Regardless of your opinion of what ‘unduly’ might mean in actual circumstances, I would highly recommend to see local authorities as partners and not as ‘the enemy’ when bringing this project forward.

I don’t see them as enemies, governments are a completely nessecary thing. I see them as needing limits. One of those I stand for is people having the right communicate freely. This is the beauty of a decentralized project, you can apply my work and ideas where you are using your ideals. No one’s going to build this in Sri Lanka for you. That has to be done your community.

Communities need to be driven by those who take initiative.

My statement above was really all about giving the local authorities the tools to set limits as governments have a role to play in societies.

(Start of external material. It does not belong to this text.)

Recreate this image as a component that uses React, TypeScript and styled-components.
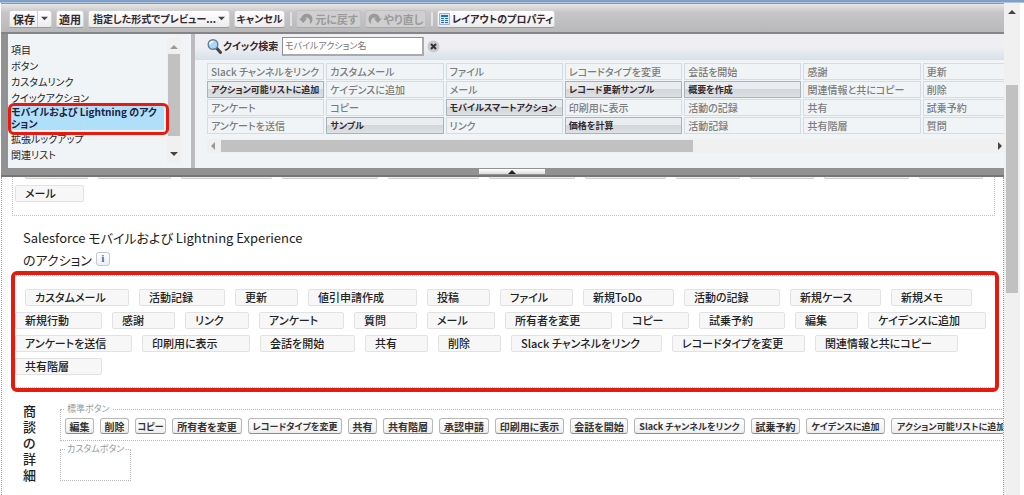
import React from "react";
import styled, { createGlobalStyle, css } from "styled-components";

const GlobalStyle = createGlobalStyle`
  * { box-sizing: border-box; }
  body {
    margin: 0;
    background: #fff;
    color: #222;
    font-family: "Noto Sans CJK JP", "Liberation Sans", sans-serif;
    font-size: 10px;
    font-feature-settings: "palt" 1;
  }
  button, input {
    font-family: inherit;
    font-feature-settings: inherit;
    margin: 0;
  }
`;

const Page = styled.div`
  display: flex;
  flex-direction: column;
  height: 100vh;
  overflow: hidden;
`;

const TopStrip = styled.div`
  flex: none;
  height: 3px;
  background: #7ba2cf;
  border-bottom: 1px solid #b9c4d2;
`;

const Frame = styled.div`
  flex: 1;
  min-height: 0;
  display: flex;
  padding-right: 4px;
`;

const Editor = styled.main`
  flex: 1;
  min-width: 0;
  display: flex;
  flex-direction: column;
  padding-left: 1px;
`;

const PageScroll = styled.div`
  flex: none;
  width: 16px;
  background: #f0f0f0;
  display: flex;
  flex-direction: column;
  align-items: center;
  padding-top: 5px;
`;

const PageThumb = styled.div`
  width: 12px;
  height: 208px;
  margin-top: 69px;
  background: #c1c1c1;
`;

const Toolbar = styled.div`
  flex: none;
  display: flex;
  align-items: center;
  gap: 4px;
  height: 31px;
  padding: 1px 8px 0;
  background: linear-gradient(#e6e6e6, #c6c6c8 30%, #b8b8ba);
  border-top: 1px solid #9a9494;
  border-bottom: 2px solid #858585;
`;

const ToolButton = styled.button<{ $w: number; $dense?: boolean }>`
  flex: none;
  display: flex;
  align-items: center;
  justify-content: center;
  gap: 2px;
  width: ${(p) => p.$w}px;
  height: 18px;
  padding: 0;
  border: 1px solid #d2d2d2;
  border-bottom-color: #9c9c9c;
  border-radius: 3px;
  background: linear-gradient(#fff, #ececec);
  color: #33292f;
  font-size: ${(p) => (p.$dense ? 10 : 11)}px;
  line-height: 16px;
  font-weight: 700;
  white-space: nowrap;
  &:disabled {
    background: #cfcfcf;
    border-color: #c2c2c2;
    border-bottom-color: #a8a8a8;
    color: #9b9b9b;
  }
`;

const SplitMark = styled.span`
  display: flex;
  align-items: center;
  height: 16px;
  padding-left: 3px;
  border-left: 1px solid #ccc;
`;

const Divider = styled.span`
  width: 2px;
  height: 14px;
  margin-left: 1px;
  background: #e2e2e2;
`;

const Palette = styled.div`
  flex: none;
  display: flex;
  height: 134px;
  padding-left: 7px;
  background: #929292;
`;

const Side = styled.div`
  position: relative;
  flex: none;
  display: flex;
  width: 187px;
  padding: 4px 10px 5px 2px;
  background: #f0f4f7;
  border-right: 4px solid #bcbcbf;
`;

const CategoryList = styled.ul`
  flex: 1;
  margin: 0;
  padding: 4px 0 0;
  list-style: none;
`;

const Category = styled.li<{ $on?: boolean }>`
  padding-left: 1px;
  line-height: 16px;
  white-space: nowrap;
  ${(p) =>
    p.$on &&
    css`
      margin: 0 3px 1px 0;
      line-height: 12px;
      font-weight: 700;
      color: #1d2340;
      background: #b0dff9;
      white-space: normal;
    `}
`;

const SideScroll = styled.div`
  flex: none;
  width: 14px;
  display: flex;
  flex-direction: column;
  align-items: center;
  justify-content: space-between;
  padding: 5px 0;
  background: #f0f0f0;
`;

const SideThumb = styled.div`
  width: 12px;
  height: 82px;
  margin: 3px 0 auto;
  background: #c1c1c1;
`;

const CategoryMark = styled.div`
  position: absolute;
  left: 0;
  top: 69px;
  width: 161px;
  height: 32px;
  border: 3px solid #e8190f;
  border-radius: 6px;
`;

const Finder = styled.div`
  flex: 1;
  min-width: 0;
  display: flex;
  flex-direction: column;
  background: #f0f4f7;
`;

const SearchBar = styled.div`
  flex: none;
  display: flex;
  align-items: center;
  height: 26px;
  padding: 0 0 2px 12px;
  background: linear-gradient(#efeff3 50%, #d7e0ea);
`;

const SearchLabel = styled.label`
  width: 60px;
  padding-left: 1px;
  color: #33292f;
  font-size: 10px;
  line-height: 16px;
  font-weight: 700;
  white-space: nowrap;
`;

const SearchInput = styled.input`
  width: 142px;
  height: 19px;
  padding: 0 2px;
  border: 1px solid #999;
  border-width: 1px 2px 2px 1px;
  border-color: #8e8e8e #aaa #aaa #8e8e8e;
  background: #fff;
  font-size: 9px;
  &::placeholder { color: #777; }
`;

const ClearButton = styled.button`
  display: flex;
  margin-left: 3px;
  padding: 0;
  border: 0;
  background: none;
`;

const ItemArea = styled.div`
  overflow: hidden;
  padding: 3px 0 5px 12px;
`;

const ItemGrid = styled.div`
  display: grid;
  grid-template-columns: repeat(7, 1fr);
  gap: 1px 2px;
  width: 833px;
`;

const Item = styled.button`
  min-width: 0;
  height: 17px;
  padding: 0 3px;
  overflow: hidden;
  border: 1px solid #a9b3bb;
  background: linear-gradient(#e9edf0 45%, #d3d7db 50%, #dde1e4);
  color: #33292f;
  font-size: 9px;
  line-height: 15px;
  font-weight: 700;
  text-align: left;
  white-space: nowrap;
  &:disabled {
    border-color: #d3dde3;
    background: #f0f4f7;
    color: #7c7c7c;
    font-size: 10px;
    font-weight: 500;
  }
`;

const ItemScroll = styled.div`
  flex: none;
  display: flex;
  align-items: center;
  height: 14px;
  margin-left: 12px;
  padding: 0 0 0 2px;
  background: #f0f0f0;
`;

const ItemThumb = styled.div`
  width: 472px;
  height: 12px;
  margin: 0 auto 0 4px;
  background: #c1c1c1;
`;

const Collapse = styled.div`
  flex: none;
  display: flex;
  justify-content: center;
  height: 9px;
  padding: 1px 0 0 18px;
  background: #929292;
  border-bottom: 2px solid #767676;
`;

const CollapseButton = styled.button`
  display: flex;
  align-items: center;
  justify-content: center;
  width: 66px;
  height: 5px;
  padding: 0;
  border: 0;
  background: linear-gradient(#fff, #ddd);
`;

const Canvas = styled.div`
  flex: 1;
  min-height: 0;
  overflow: hidden;
  border: 1px dotted #999;
  border-width: 0 1px;
`;

const QuickZone = styled.div`
  height: 39px;
  margin: 0 8px 0 10px;
  padding-left: 2px;
  border: 1px dotted #c4c4c4;
  border-top: 0;
`;

const CutRow = styled.div`
  display: flex;
  gap: 10px;
  height: 2px;
  margin-bottom: 6px;
  padding-left: 10px;
`;

const CutChip = styled.span<{ $w: number }>`
  flex: none;
  width: ${(p) => p.$w}px;
  height: 2px;
  border: 1px solid #ccc;
  border-top: 0;
  border-radius: 0 0 2px 2px;
  background: #f0f0f0;
`;

const Chip = styled.div<{ $w: number }>`
  flex: none;
  width: ${(p) => p.$w}px;
  height: 17px;
  padding-left: 9px;
  border: 1px solid #e2e2e2;
  border-radius: 2px;
  background: #f7f7f7;
  font-size: 11px;
  line-height: 14px;
  font-weight: 500;
  white-space: nowrap;
`;

const ZoneHead = styled.div`
  display: flex;
  align-items: flex-end;
  margin: 11px 0 0 21px;
`;

const ZoneTitle = styled.h2`
  margin: 0;
  color: #222;
  font-size: 13px;
  line-height: 22px;
  font-weight: 400;
`;

const TitleEnd = styled.span`
  display: flex;
  align-items: center;
  gap: 4px;
`;

const InfoButton = styled.button`
  width: 14px;
  height: 14px;
  margin-bottom: 3px;
  padding: 0;
  border: 1px solid #c4c8cc;
  border-radius: 3px;
  background: linear-gradient(#fff, #eceff2);
  color: #1a73c8;
  font-family: "Liberation Serif", serif;
  font-size: 11px;
  line-height: 11px;
  font-weight: 700;
`;

const MobileZone = styled.section`
  margin: 0 4px 0 9px;
  border: 4px solid #e8190f;
  border-radius: 6px;
`;

const ZoneInner = styled.div`
  display: flex;
  flex-direction: column;
  gap: 6px;
  padding: 13px 0 12px;
  border: 1px dotted #c4c4c4;
  border-width: 1px 0;
`;

const ChipRow = styled.div<{ $lead?: boolean }>`
  display: flex;
  gap: 10px;
  padding-left: ${(p) => (p.$lead ? 10 : 0)}px;
`;

const Detail = styled.section`
  display: flex;
  padding: 11px 0 0 21px;
`;

const DetailTitle = styled.h2`
  flex: none;
  width: 13px;
  margin: 0 24px 0 0;
  font-size: 13px;
  line-height: 16px;
  font-weight: 500;
  word-break: break-all;
`;

const Groups = styled.div`
  flex: 1;
  min-width: 0;
  overflow: hidden;
  display: flex;
  flex-direction: column;
  align-items: flex-start;
  gap: 2px;
`;

const Group = styled.fieldset<{ $wide?: boolean }>`
  display: flex;
  gap: 6px;
  min-width: 66px;
  width: ${(p) => (p.$wide ? "1100px" : "auto")};
  height: 38px;
  margin: 0;
  padding: 3px 4px 0;
  border: 1px dotted #b8b8b8;
`;

const GroupName = styled.legend`
  padding: 0 2px;
  color: #999;
  font-size: 9px;
  line-height: 12px;
`;

const DetailButton = styled.button<{ $w: number; $dense?: boolean }>`
  flex: none;
  width: ${(p) => p.$w}px;
  height: 16px;
  padding: 0;
  border: 1px solid #b8b8b8;
  border-bottom-color: #8c8c8c;
  border-radius: 3px;
  background: linear-gradient(#fff, #eee);
  color: #333;
  font-size: ${(p) => (p.$dense ? 9 : 10)}px;
  line-height: 13px;
  font-weight: 700;
  white-space: nowrap;
`;

type Dir = "up" | "down" | "left" | "right";

const arrowPaths: Record<Dir, string> = {
  up: "M0 6 4 2l4 4z",
  down: "M0 2h8L4 6z",
  left: "M6 0v8L2 4z",
  right: "M2 0v8l4-4z",
};

const Arrow = ({ dir, color = "#444", size = 8 }: { dir: Dir; color?: string; size?: number }) => (
  <svg width={size} height={size} viewBox="0 0 8 8" aria-hidden="true">
    <path d={arrowPaths[dir]} fill={color} />
  </svg>
);

const UndoIcon = ({ flip }: { flip?: boolean }) => (
  <svg width="14" height="13" viewBox="0 0 14 13" aria-hidden="true">
    <g transform={flip ? "translate(14 0) scale(-1 1)" : undefined}>
      <path
        d="M0 6.500h2.200C2.700 3.300 5 1.800 7.800 1.800c3.400 0 5.700 2.300 5.700 5.400 0 2.300-1 3.900-3 4.800.7-1.200.8-2.600.3-3.900C10.200 6.500 9 5.600 7.800 5.600c-1 0-1.600.3-1.900.9h2.300L4.200 11z"
        fill="#999"
      />
    </g>
  </svg>
);

const LayoutIcon = () => (
  <svg width="11" height="12" viewBox="0 0 11 12" aria-hidden="true">
    <path d="M.5.5h10v11H.5z" fill="#dfe9f3" stroke="#a5b4c3" />
    <path d="M2 2h7v2H2zM2 5h3v1H2zM6 5h3v1H6zM2 7h3v1H2zM6 7h3v1H6zM2 9h3v1H2zM6 9h3v1H6z" fill="#1f71c4" />
  </svg>
);

const SearchIcon = () => (
  <svg width="15" height="16" viewBox="0 0 15 16" aria-hidden="true">
    <path d="m9.500 10 4 4.500" stroke="#444" strokeWidth="3" strokeLinecap="round" />
    <circle cx="6" cy="6.500" r="4.800" fill="#a8d8f4" stroke="#5f7f9a" strokeWidth="1.400" />
    <path d="M3 6.500C3 4.500 4.500 3.500 6.500 3.500" stroke="#fff" strokeWidth="1.500" fill="none" />
  </svg>
);

const ClearIcon = () => (
  <svg width="13" height="13" viewBox="0 0 13 13" aria-hidden="true">
    <circle cx="6.500" cy="6.500" r="6" fill="#c9cccc" />
    <path d="m4 4 5 5M9 4 4 9" stroke="#333" strokeWidth="2" />
  </svg>
);

const items: [string, boolean?][] = [
  ["Slack チャンネルをリンク"], ["カスタムメール"], ["ファイル"], ["レコードタイプを変更"], ["会話を開始"], ["感謝"], ["更新"],
  ["アクション可能リストに追加", true], ["ケイデンスに追加"], ["メール"], ["レコード更新サンプル", true], ["概要を作成", true], ["関連情報と共にコピー"], ["削除"],
  ["アンケート"], ["コピー"], ["モバイルスマートアクション", true], ["印刷用に表示"], ["活動の記録"], ["共有"], ["試乗予約"],
  ["アンケートを送信"], ["サンプル", true], ["リンク"], ["価格を計算", true], ["活動記録"], ["共有階層"], ["質問"],
];

const chipRows: [string, number][][] = [
  [["カスタムメール", 104], ["活動記録", 86], ["更新", 63], ["値引申請作成", 109], ["投稿", 63], ["ファイル", 73], ["新規ToDo", 91], ["活動の記録", 96], ["新規ケース", 91], ["新規メモ", 81]],
  [["新規行動", 87], ["感謝", 63], ["リンク", 64], ["アンケート", 85], ["質問", 63], ["メール", 68], ["所有者を変更", 107], ["コピー", 67], ["試乗予約", 86], ["編集", 63], ["ケイデンスに追加", 118]],
  [["アンケートを送信", 117], ["印刷用に表示", 108], ["会話を開始", 95], ["共有", 63], ["削除", 63], ["Slack チャンネルをリンク", 151], ["レコードタイプを変更", 133], ["関連情報と共にコピー", 143]],
  [["共有階層", 87]],
];

const detailButtons: [string, number, boolean?][] = [
  ["編集", 29], ["削除", 29], ["コピー", 31, true], ["所有者を変更", 70], ["レコードタイプを変更", 94, true], ["共有", 29], ["共有階層", 50],
  ["承認申請", 50], ["印刷用に表示", 69], ["会話を開始", 58], ["Slack チャンネルをリンク", 111, true], ["試乗予約", 49], ["ケイデンスに追加", 79, true], ["アクション可能リストに追加", 120, true],
];

const cutWidths = [63, 73, 91, 96, 91, 86, 81, 64, 64, 85, 64];

export default function App() {
  return (
    <Page>
      <GlobalStyle />
      <TopStrip />
      <Frame>
        <Editor>
          <Toolbar>
            <ToolButton $w={43}>保存<SplitMark><Arrow dir="down" size={7} /></SplitMark></ToolButton>
            <ToolButton $w={28}>適用</ToolButton>
            <ToolButton $w={142} $dense>指定した形式でプレビュー...<Arrow dir="down" size={7} /></ToolButton>
            <ToolButton $w={51} $dense>キャンセル</ToolButton>
            <Divider />
            <ToolButton $w={65} disabled><UndoIcon />元に戻す</ToolButton>
            <ToolButton $w={61} disabled><UndoIcon flip />やり直し</ToolButton>
            <Divider />
            <ToolButton $w={118} $dense><LayoutIcon />レイアウトのプロパティ</ToolButton>
          </Toolbar>
          <Palette>
            <Side>
              <CategoryList>
                <Category>項目</Category>
                <Category>ボタン</Category>
                <Category>カスタムリンク</Category>
                <Category>クイックアクション</Category>
                <Category $on>モバイルおよび Lightning のアクション</Category>
                <Category>拡張ルックアップ</Category>
                <Category>関連リスト</Category>
              </CategoryList>
              <SideScroll>
                <Arrow dir="up" color="#999" />
                <SideThumb />
                <Arrow dir="down" />
              </SideScroll>
              <CategoryMark />
            </Side>
            <Finder>
              <SearchBar>
                <SearchIcon />
                <SearchLabel htmlFor="quick">クイック検索</SearchLabel>
                <SearchInput id="quick" placeholder="モバイルアクション名" />
                <ClearButton aria-label="クリア"><ClearIcon /></ClearButton>
              </SearchBar>
              <ItemArea>
                <ItemGrid>
                  {items.map(([name, free]) => (
                    <Item key={name} disabled={!free}>{name}</Item>
                  ))}
                </ItemGrid>
              </ItemArea>
              <ItemScroll>
                <Arrow dir="left" color="#999" />
                <ItemThumb />
                <Arrow dir="right" />
              </ItemScroll>
            </Finder>
          </Palette>
          <Collapse>
            <CollapseButton aria-label="折りたたむ"><Arrow dir="up" color="#222" /></CollapseButton>
          </Collapse>
          <Canvas>
            <QuickZone>
              <CutRow>
                {cutWidths.map((w, i) => (
                  <CutChip key={i} $w={w} />
                ))}
              </CutRow>
              <Chip $w={69}>メール</Chip>
            </QuickZone>
            <ZoneHead>
              <ZoneTitle>
                Salesforce モバイルおよび Lightning Experience
                <TitleEnd>
                  のアクション
                  <InfoButton>i</InfoButton>
                </TitleEnd>
              </ZoneTitle>
            </ZoneHead>
            <MobileZone>
              <ZoneInner>
                {chipRows.map((row, i) => (
                  <ChipRow key={i} $lead={i === 0}>
                    {row.map(([name, w]) => (
                      <Chip key={name} $w={w}>{name}</Chip>
                    ))}
                  </ChipRow>
                ))}
              </ZoneInner>
            </MobileZone>
            <Detail>
              <DetailTitle>商談の詳細</DetailTitle>
              <Groups>
                <Group $wide>
                  <GroupName>標準ボタン</GroupName>
                  {detailButtons.map(([name, w, dense]) => (
                    <DetailButton key={name} $w={w} $dense={dense}>{name}</DetailButton>
                  ))}
                </Group>
                <Group>
                  <GroupName>カスタムボタン</GroupName>
                </Group>
              </Groups>
            </Detail>
          </Canvas>
        </Editor>
        <PageScroll>
          <Arrow dir="up" />
          <PageThumb />
        </PageScroll>
      </Frame>
    </Page>
  );
}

I feel there is an opportunity for TF to make these tools available. Currently the only tool authorities have in less developed countries is a hammer. Just shut everything down.

If the hammer can become a more granular tool which is operated cooperatively between all stakeholders, then this could be beneficial to all interests.

Successful implementation of my ideals (or the ideals of the government or whoever) results in requirements to the tech.

E.g. if local authorities don’t want hosting of child prn on local servers, will it be possible to identify the wrongdoer and block his server without shutting down the whole neighbourhood/region/country?

I realise this touches dozens of topics, but I have talked to Governments and the way WEB3 is presented currently (everything encrypted, anonymised, unstoppable and no single party to hold accountable) makes them to see Web3 as a serious security and enforcement treat.

And currently the crypto world itself has produced the worst examples of unethical behaviour.

If I (or the community) wants to be successful in SL on any reasonable scale, then questions regarding these concerns need to be addressed.